Transcribe all of the material below word for word and leave out its pictures.
### Data segment
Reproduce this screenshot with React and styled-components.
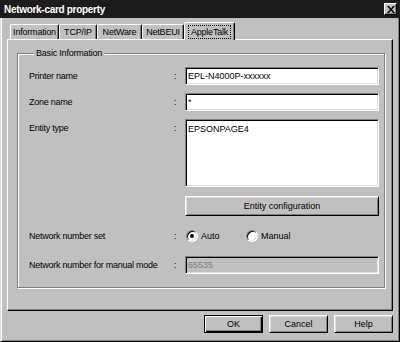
import React from "react";
import styled, { createGlobalStyle } from "styled-components";

const Global = createGlobalStyle`
  html, body {
    margin: 0;
    padding: 0;
    background: #c0c0c0;
  }
  body {
    font-family: "Liberation Sans", Arial, sans-serif;
    font-size: 9px;
    color: #000;
  }
`;

const tabs = [
  { label: "Information", w: 49 },
  { label: "TCP/IP", w: 38 },
  { label: "NetWare", w: 45 },
  { label: "NetBEUI", w: 42 },
  { label: "AppleTalk", w: 51, active: true },
];

const App = () => {
  return (
    <Window>
      <Global />
      <TitleBar>
        <Title>Network-card property</Title>
        <CloseButton>
          <svg width="8" height="7" viewBox="0 0 8 7">
            <path d="M0 0h2l2 2.5L6 0h2L5 3.5 8 7H6L4 4.5 2 7H0l3-3.5z" fill="#000" />
          </svg>
        </CloseButton>
      </TitleBar>
      <Frame>
        <TabStrip>
          {tabs.map((t) => (
            <Tab key={t.label} $w={t.w} $active={t.active}>
              {t.active ? <Focus>{t.label}</Focus> : t.label}
            </Tab>
          ))}
        </TabStrip>
        <Panel>
          <Group>
            <Legend>Basic Information</Legend>
            <Row>
              <Label>Printer name</Label>
              <Colon>:</Colon>
              <Field>EPL-N4000P-xxxxxx</Field>
            </Row>
            <Row $mt={8}>
              <Label>Zone name</Label>
              <Colon>:</Colon>
              <Field>*</Field>
            </Row>
            <Row $mt={8}>
              <Label>Entity type</Label>
              <Colon>:</Colon>
              <ListBox>EPSONPAGE4</ListBox>
            </Row>
            <Row $mt={9}>
              <span />
              <span />
              <Button $h={20}>Entity configuration</Button>
            </Row>
            <Row $mt={12}>
              <Label $lh={16}>Network number set</Label>
              <Colon $lh={16}>:</Colon>
              <RadioGroup>
                <RadioItem $w={60}>
                  <RadioDot $checked />
                  Auto
                </RadioItem>
                <RadioItem>
                  <RadioDot />
                  Manual
                </RadioItem>
              </RadioGroup>
            </Row>
            <Row $mt={12}>
              <Label>Network number for manual mode</Label>
              <Colon>:</Colon>
              <Field $disabled>65535</Field>
            </Row>
          </Group>
        </Panel>
        <Footer>
          <Button $h={18} $w={59} $default>OK</Button>
          <Button $h={18} $w={59}>Cancel</Button>
          <Button $h={18} $w={59}>Help</Button>
        </Footer>
      </Frame>
    </Window>
  );
};

export default App;

const Window = styled.div`
  width: 400px;
  height: 342px;
  display: flex;
  flex-direction: column;
  overflow: hidden;
  background: #c0c0c0;
`;

const TitleBar = styled.div`
  height: 18px;
  flex-shrink: 0;
  box-sizing: border-box;
  background: #1c1c1c;
  display: flex;
  align-items: center;
  justify-content: space-between;
  padding: 0 3px 0 4px;
`;

const Title = styled.div`
  color: #fff;
  font-weight: bold;
  font-size: 10px;
  letter-spacing: -0.3px;
`;

const CloseButton = styled.div`
  width: 13px;
  height: 12px;
  box-sizing: border-box;
  background: #c0c0c0;
  border: 1px solid;
  border-color: #fff #000 #000 #fff;
  box-shadow: inset -1px -1px 0 #808080;
  display: flex;
  align-items: center;
  justify-content: center;
`;

const Frame = styled.div`
  flex: 1;
  display: flex;
  flex-direction: column;
  box-sizing: border-box;
  border-left: 1px solid #dfdfdf;
  border-right: 1px solid #000;
  border-bottom: 1px solid #000;
  box-shadow: inset 1px 0 0 #fff, inset -1px -1px 0 #808080;
  padding: 4px 6px 8px 6px;
`;

const TabStrip = styled.div`
  height: 17px;
  flex-shrink: 0;
  display: flex;
  align-items: flex-end;
  padding-left: 3px;
`;

const Tab = styled.div`
  width: ${(p) => p.$w}px;
  height: ${(p) => (p.$active ? 18 : 15)}px;
  margin-bottom: ${(p) => (p.$active ? -1 : 0)}px;
  position: relative;
  z-index: ${(p) => (p.$active ? 1 : 0)};
  box-sizing: border-box;
  background: #c0c0c0;
  border: 1px solid;
  border-bottom: none;
  border-color: #fff #000 transparent #fff;
  border-radius: 2px 2px 0 0;
  box-shadow: inset -1px 0 0 #808080;
  display: flex;
  align-items: center;
  justify-content: center;
  font-size: 9px;
  letter-spacing: -0.2px;
  white-space: nowrap;
`;

const Focus = styled.span`
  outline: 1px dotted #000;
  padding: 1px 2px;
  margin-top: 1px;
`;

const Panel = styled.div`
  height: 272px;
  flex-shrink: 0;
  box-sizing: border-box;
  border: 1px solid;
  border-color: #fff #000 #000 #fff;
  box-shadow: inset -1px -1px 0 #808080;
  padding: 7px 7px 0 9px;
`;

const Group = styled.fieldset`
  margin: 0;
  min-width: 0;
  padding: 8px 5px 13px 11px;
  border: 1px solid #808080;
  box-shadow: 1px 1px 0 #fff, inset 1px 1px 0 #fff;
`;

const Legend = styled.legend`
  padding: 0 2px;
  margin-left: 5px;
  line-height: 12px;
  background: #c0c0c0;
  font-size: 9px;
  letter-spacing: -0.2px;
`;

const Row = styled.div`
  display: grid;
  grid-template-columns: 145px 11px 1fr;
  align-items: start;
  margin-top: ${(p) => p.$mt || 0}px;
`;

const Label = styled.div`
  line-height: ${(p) => p.$lh || 18}px;
  white-space: nowrap;
  letter-spacing: -0.25px;
`;

const Colon = styled.div`
  line-height: ${(p) => p.$lh || 18}px;
`;

const Field = styled.div`
  height: 18px;
  box-sizing: border-box;
  background: ${(p) => (p.$disabled ? "#c0c0c0" : "#fff")};
  color: ${(p) => (p.$disabled ? "#808080" : "#000")};
  border: 1px solid;
  border-color: #808080 #fff #fff #808080;
  box-shadow: inset 1px 1px 0 #000, inset -1px -1px 0 #dfdfdf;
  padding: 0 2px;
  line-height: 16px;
  white-space: nowrap;
`;

const ListBox = styled(Field)`
  height: 68px;
  line-height: 14px;
  padding: 2px 2px;
`;

const Button = styled.button`
  height: ${(p) => p.$h}px;
  width: ${(p) => (p.$w ? `${p.$w}px` : "100%")};
  box-sizing: border-box;
  margin: 0;
  padding: 0;
  font-family: inherit;
  font-size: 9px;
  color: #000;
  background: #c0c0c0;
  border: 1px solid;
  border-color: ${(p) => (p.$default ? "#000" : "#fff #000 #000 #fff")};
  box-shadow: ${(p) =>
    p.$default
      ? "inset 1px 1px 0 #fff, inset -1px -1px 0 #000, inset -2px -2px 0 #808080"
      : "inset 1px 1px 0 #dfdfdf, inset -1px -1px 0 #808080"};
`;

const RadioGroup = styled.div`
  display: flex;
  align-items: center;
  height: 16px;
  padding-left: 1px;
`;

const RadioItem = styled.div`
  display: flex;
  align-items: center;
  gap: 3px;
  width: ${(p) => (p.$w ? `${p.$w}px` : "auto")};
`;

const RadioDot = styled.span`
  width: 12px;
  height: 12px;
  box-sizing: border-box;
  border-radius: 50%;
  border: 1px solid;
  border-color: #808080 #fff #fff #808080;
  box-shadow: inset 1px 1px 0 #000, inset -1px -1px 0 #dfdfdf;
  background: #fff;
  position: relative;

  &::after {
    content: "";
    display: ${(p) => (p.$checked ? "block" : "none")};
    position: absolute;
    left: 3px;
    top: 3px;
    width: 4px;
    height: 4px;
    border-radius: 50%;
    background: #000;
  }
`;

const Footer = styled.div`
  display: flex;
  justify-content: flex-end;
  gap: 6px;
  margin-top: 4px;
`;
######
Response to this exercise:
Reproduce this screenshot with React and styled-components.
import React from "react";
import styled, { createGlobalStyle } from "styled-components";

const Global = createGlobalStyle`
  html, body {
    margin: 0;
    padding: 0;
    background: #c0c0c0;
  }
  body {
    font-family: "Liberation Sans", Arial, sans-serif;
    font-size: 9px;
    color: #000;
  }
`;

const tabs = [
  { label: "Information", w: 49 },
  { label: "TCP/IP", w: 38 },
  { label: "NetWare", w: 45 },
  { label: "NetBEUI", w: 42 },
  { label: "AppleTalk", w: 51, active: true },
];

const App = () => {
  return (
    <Window>
      <Global />
      <TitleBar>
        <Title>Network-card property</Title>
        <CloseButton>
          <svg width="8" height="7" viewBox="0 0 8 7">
            <path d="M0 0h2l2 2.5L6 0h2L5 3.5 8 7H6L4 4.5 2 7H0l3-3.5z" fill="#000" />
          </svg>
        </CloseButton>
      </TitleBar>
      <Frame>
        <TabStrip>
          {tabs.map((t) => (
            <Tab key={t.label} $w={t.w} $active={t.active}>
              {t.active ? <Focus>{t.label}</Focus> : t.label}
            </Tab>
          ))}
        </TabStrip>
        <Panel>
          <Group>
            <Legend>Basic Information</Legend>
            <Row>
              <Label>Printer name</Label>
              <Colon>:</Colon>
              <Field>EPL-N4000P-xxxxxx</Field>
            </Row>
            <Row $mt={8}>
              <Label>Zone name</Label>
              <Colon>:</Colon>
              <Field>*</Field>
            </Row>
            <Row $mt={8}>
              <Label>Entity type</Label>
              <Colon>:</Colon>
              <ListBox>EPSONPAGE4</ListBox>
            </Row>
            <Row $mt={9}>
              <span />
              <span />
              <Button $h={20}>Entity configuration</Button>
            </Row>
            <Row $mt={12}>
              <Label $lh={16}>Network number set</Label>
              <Colon $lh={16}>:</Colon>
              <RadioGroup>
                <RadioItem $w={60}>
                  <RadioDot $checked />
                  Auto
                </RadioItem>
                <RadioItem>
                  <RadioDot />
                  Manual
                </RadioItem>
              </RadioGroup>
            </Row>
            <Row $mt={12}>
              <Label>Network number for manual mode</Label>
              <Colon>:</Colon>
              <Field $disabled>65535</Field>
            </Row>
          </Group>
        </Panel>
        <Footer>
          <Button $h={18} $w={59} $default>OK</Button>
          <Button $h={18} $w={59}>Cancel</Button>
          <Button $h={18} $w={59}>Help</Button>
        </Footer>
      </Frame>
    </Window>
  );
};

export default App;

const Window = styled.div`
  width: 400px;
  height: 342px;
  display: flex;
  flex-direction: column;
  overflow: hidden;
  background: #c0c0c0;
`;

const TitleBar = styled.div`
  height: 18px;
  flex-shrink: 0;
  box-sizing: border-box;
  background: #1c1c1c;
  display: flex;
  align-items: center;
  justify-content: space-between;
  padding: 0 3px 0 4px;
`;

const Title = styled.div`
  color: #fff;
  font-weight: bold;
  font-size: 10px;
  letter-spacing: -0.3px;
`;

const CloseButton = styled.div`
  width: 13px;
  height: 12px;
  box-sizing: border-box;
  background: #c0c0c0;
  border: 1px solid;
  border-color: #fff #000 #000 #fff;
  box-shadow: inset -1px -1px 0 #808080;
  display: flex;
  align-items: center;
  justify-content: center;
`;

const Frame = styled.div`
  flex: 1;
  display: flex;
  flex-direction: column;
  box-sizing: border-box;
  border-left: 1px solid #dfdfdf;
  border-right: 1px solid #000;
  border-bottom: 1px solid #000;
  box-shadow: inset 1px 0 0 #fff, inset -1px -1px 0 #808080;
  padding: 4px 6px 8px 6px;
`;

const TabStrip = styled.div`
  height: 17px;
  flex-shrink: 0;
  display: flex;
  align-items: flex-end;
  padding-left: 3px;
`;

const Tab = styled.div`
  width: ${(p) => p.$w}px;
  height: ${(p) => (p.$active ? 18 : 15)}px;
  margin-bottom: ${(p) => (p.$active ? -1 : 0)}px;
  position: relative;
  z-index: ${(p) => (p.$active ? 1 : 0)};
  box-sizing: border-box;
  background: #c0c0c0;
  border: 1px solid;
  border-bottom: none;
  border-color: #fff #000 transparent #fff;
  border-radius: 2px 2px 0 0;
  box-shadow: inset -1px 0 0 #808080;
  display: flex;
  align-items: center;
  justify-content: center;
  font-size: 9px;
  letter-spacing: -0.2px;
  white-space: nowrap;
`;

const Focus = styled.span`
  outline: 1px dotted #000;
  padding: 1px 2px;
  margin-top: 1px;
`;

const Panel = styled.div`
  height: 272px;
  flex-shrink: 0;
  box-sizing: border-box;
  border: 1px solid;
  border-color: #fff #000 #000 #fff;
  box-shadow: inset -1px -1px 0 #808080;
  padding: 7px 7px 0 9px;
`;

const Group = styled.fieldset`
  margin: 0;
  min-width: 0;
  padding: 8px 5px 13px 11px;
  border: 1px solid #808080;
  box-shadow: 1px 1px 0 #fff, inset 1px 1px 0 #fff;
`;

const Legend = styled.legend`
  padding: 0 2px;
  margin-left: 5px;
  line-height: 12px;
  background: #c0c0c0;
  font-size: 9px;
  letter-spacing: -0.2px;
`;

const Row = styled.div`
  display: grid;
  grid-template-columns: 145px 11px 1fr;
  align-items: start;
  margin-top: ${(p) => p.$mt || 0}px;
`;

const Label = styled.div`
  line-height: ${(p) => p.$lh || 18}px;
  white-space: nowrap;
  letter-spacing: -0.25px;
`;

const Colon = styled.div`
  line-height: ${(p) => p.$lh || 18}px;
`;

const Field = styled.div`
  height: 18px;
  box-sizing: border-box;
  background: ${(p) => (p.$disabled ? "#c0c0c0" : "#fff")};
  color: ${(p) => (p.$disabled ? "#808080" : "#000")};
  border: 1px solid;
  border-color: #808080 #fff #fff #808080;
  box-shadow: inset 1px 1px 0 #000, inset -1px -1px 0 #dfdfdf;
  padding: 0 2px;
  line-height: 16px;
  white-space: nowrap;
`;

const ListBox = styled(Field)`
  height: 68px;
  line-height: 14px;
  padding: 2px 2px;
`;

const Button = styled.button`
  height: ${(p) => p.$h}px;
  width: ${(p) => (p.$w ? `${p.$w}px` : "100%")};
  box-sizing: border-box;
  margin: 0;
  padding: 0;
  font-family: inherit;
  font-size: 9px;
  color: #000;
  background: #c0c0c0;
  border: 1px solid;
  border-color: ${(p) => (p.$default ? "#000" : "#fff #000 #000 #fff")};
  box-shadow: ${(p) =>
    p.$default
      ? "inset 1px 1px 0 #fff, inset -1px -1px 0 #000, inset -2px -2px 0 #808080"
      : "inset 1px 1px 0 #dfdfdf, inset -1px -1px 0 #808080"};
`;

const RadioGroup = styled.div`
  display: flex;
  align-items: center;
  height: 16px;
  padding-left: 1px;
`;

const RadioItem = styled.div`
  display: flex;
  align-items: center;
  gap: 3px;
  width: ${(p) => (p.$w ? `${p.$w}px` : "auto")};
`;

const RadioDot = styled.span`
  width: 12px;
  height: 12px;
  box-sizing: border-box;
  border-radius: 50%;
  border: 1px solid;
  border-color: #808080 #fff #fff #808080;
  box-shadow: inset 1px 1px 0 #000, inset -1px -1px 0 #dfdfdf;
  background: #fff;
  position: relative;

  &::after {
    content: "";
    display: ${(p) => (p.$checked ? "block" : "none")};
    position: absolute;
    left: 3px;
    top: 3px;
    width: 4px;
    height: 4px;
    border-radius: 50%;
    background: #000;
  }
`;

const Footer = styled.div`
  display: flex;
  justify-content: flex-end;
  gap: 6px;
  margin-top: 4px;
`;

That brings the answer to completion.